Intended for healthcare professionals

Editor's Choice

How on earth do we combat climate change?

BMJ 2011; 343 doi: (Published 19 October 2011) Cite this as: BMJ 2011;343:d6789
  1. Fiona Godlee, editor, BMJ
  1. fgodlee{at}

The greatest risk to human health is neither communicable nor non-communicable disease, it is climate change. Saying this, as I and others have started doing at conferences, seems to take a certain courage. We’ve been emboldened by clear statements from WHO’s director general Margaret Chan and from the Lancet ( But this week, at a meeting hosted by the BMJ in collaboration with an extraordinary alliance of organisations (, doi:10.1136/bmj.d6775), it became clear that we are going to have to get braver still.

Let me begin by acknowledging that putting climate change at the top of the list of things to worry about is hard when faced with the daily challenges of clinical care: supporting the family of a suicidal person (doi:10.1136/bmj.d5801), advising a woman with polycystic ovaries about the possible outcomes of a pregnancy (doi:10.1136/bmj.d6309), telling a young person he or she has maturity onset diabetes (doi:10.1136/bmj.d6044), or treating asylum seekers while under pressure not to do so (doi:10.1136/bmj.d6637).

But to the top of your list climate change must go.

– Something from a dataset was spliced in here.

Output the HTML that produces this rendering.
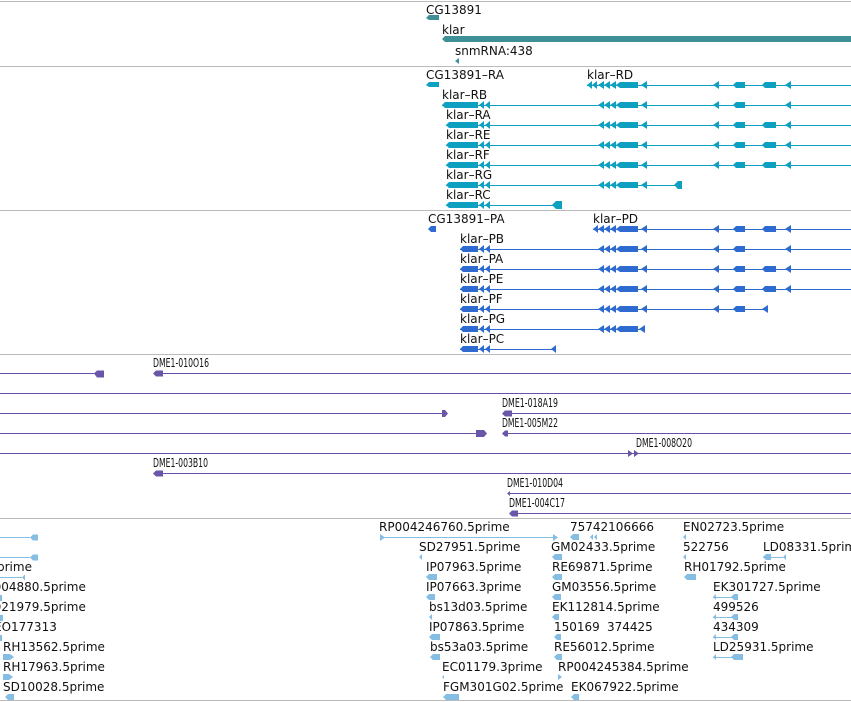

The meeting of over 300 delegates from healthcare, the military, climate science, industry, business, and politics, heard frightening news that none of us want to hear, made more frightening by the measured way it was delivered. As Lord Michael Jay said in his opening remarks, there is no need for hype; the cold hard science is scary enough. Chris Rapley, former director of the Science Museum and head of the British Antarctic Survey, told us that “the science is overwhelming and settled.” His conclusions were unflinching: “Is the planet warming? Yes. Is it us? Yes. Does it matter? Yes. Must we do something about it? Yes.”

To prevent catastrophic climate change, global temperatures will need to rise by less than 2°C above pre-industrial levels by 2100. At or above such temperatures, health and military experts painted a picture of economic and social breakdown, with death and disease on a massive scale caused by resource shortages, migration, and conflict (BMJ 2011;342:d1819). Business as usual will raise temperatures by 5°C. Even if all current pledges on carbon emissions are met, we will hit 4.3°C. The consequences of such global temperatures are unsurvivable. A statement released at the meeting calls for governments to aim for a safer, lower rise of 1.5°C by 2100 (doi:10.1136/bmj.d6760). But how on earth to achieve this?

Professor Hugh Montgomery of University College London, who instigated the meeting, concluded with stark honesty: “What can we do? I don’t know.” The UK’s Climate and Energy Security Envoy, Rear Admiral Neil Morisetti, agreed that there was no clear answer but that we now need to own the problem and the solutions, both as individuals and at an institutional level. “No more talk of them and us,” he said. The meeting concluded that we must give politicians the ammunition they need if we are to create radically different ways of living, and we must develop better narratives to articulate the health and economic benefits of tackling climate change. An editorial this week takes up the challenge (doi:10.1136/bmj.d6520).